EDITORIAL: Obama finally acts

The York Dispatch

President Obama's executive action on gun control didn't lead to widespread revolt among the God-fearing, pistol-packing masses.

He was criticized, of course, by some on the far right — our own Rep. Scott Perry among them — but overall the response was relatively muted after last week's announcement.

Perhaps that's because most responsible gun owners see the president's actions for the common-sense measures they are.

An emotional President Barack Obama pauses as he speaks about the youngest victims of the Sandy Hook shootings, Tuesday, Jan. 5, 2016, in the East Room of the White House in Washington, where he spoke about steps his administration is taking to reduce gun violence. (AP Photo/Jacquelyn Martin)

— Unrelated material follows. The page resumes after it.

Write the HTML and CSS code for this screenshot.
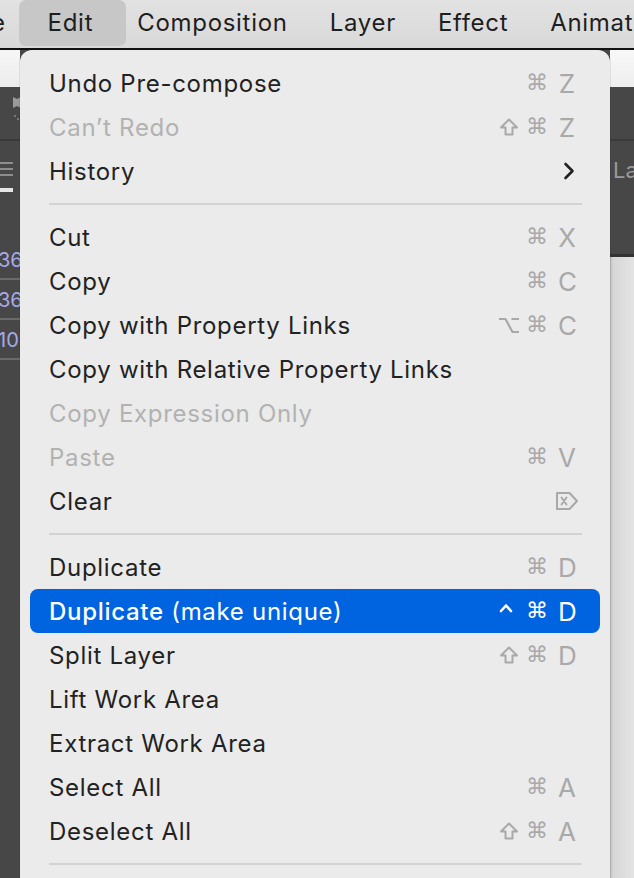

At its heart, Obama’s plan does little more than strengthen existing laws, closing loopholes in an attempt to keep firearms out of the hands of criminals and mentally unstable people already prohibited from owning them.

Basically, the executive action — which Obama said he took only after Congress failed to act — expands and clarifies the definition of gun dealers.

Under current law, the Associated Press reported, only federally licensed gun dealers must conduct background checks on buyers.

But at gun shows, websites and flea markets, sellers often skirt that requirement by declining to register as licensed dealers.

Under the new rules, if a buyer is legally able to own a gun, she'll get one; if she's not, she won't. There's no change whatsoever.

The difference is more gun sales will be subject to existing background checks.

“This is not a plot to take away everybody’s guns,” it should go without saying but the president said anyway.

Obama is not the bogeyman Second Amendment fanatics feared — but he hasn't exactly been the strong leader on gun control that we need, either.

We support Obama's executive action, but we also note he acted after the 12th major mass shooting on his watch — and in his final year in office, when there would be a relatively small political price to pay.

It has become so common for him to address the nation after such tragedies that he's also known as the "consoler in chief."

Over seven years he has regularly appeared grief-stricken, angry, incredulous, even, at the state of affairs -- but he didn't act until just last week.

It was the right thing to do, of course.